Animation Synthesis Triggered by Vocal Mimics
Adrien Nivaggioli (LIX), Damien Rohmer (LIX)

TL;DR
This paper introduces a novel method for controlling animations through vocal mimicry of onomatopoeia sounds, enabling natural and flexible synchronization of animation events with user-recorded soundtracks.
Contribution
It presents an automatic analysis and synthesis approach that links voice mimics to specific animation events, allowing multiple stories and characters to be controlled with recorded sound sequences.
Findings
Effective automatic sound analysis for event detection
Flexible animation control using voice mimics
Multiple story and character generation demonstrated
Abstract
We propose a method leveraging the naturally time-related expressivity of our voice to control an animation composed of a set of short events.

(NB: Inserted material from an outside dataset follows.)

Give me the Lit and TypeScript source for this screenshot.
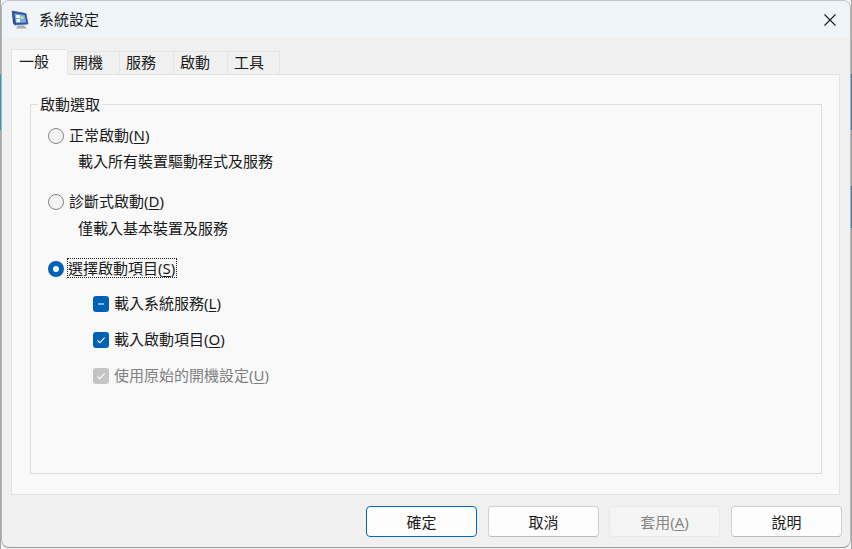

The user records itself mimicking onomatopoeia sounds such as "Tick", "Pop", or "Chhh" which are associated with specific animation events. The recorded soundtrack is automatically analyzed to extract every instant and types of sounds. We finally synthesize an animation where each event type and timing correspond with the soundtrack. In addition to being a natural way to control animation timing, we demonstrate that multiple stories can be efficiently generated by recording different voice sequences. Also, the use of more than one soundtrack allows us to control different characters with overlapping actions.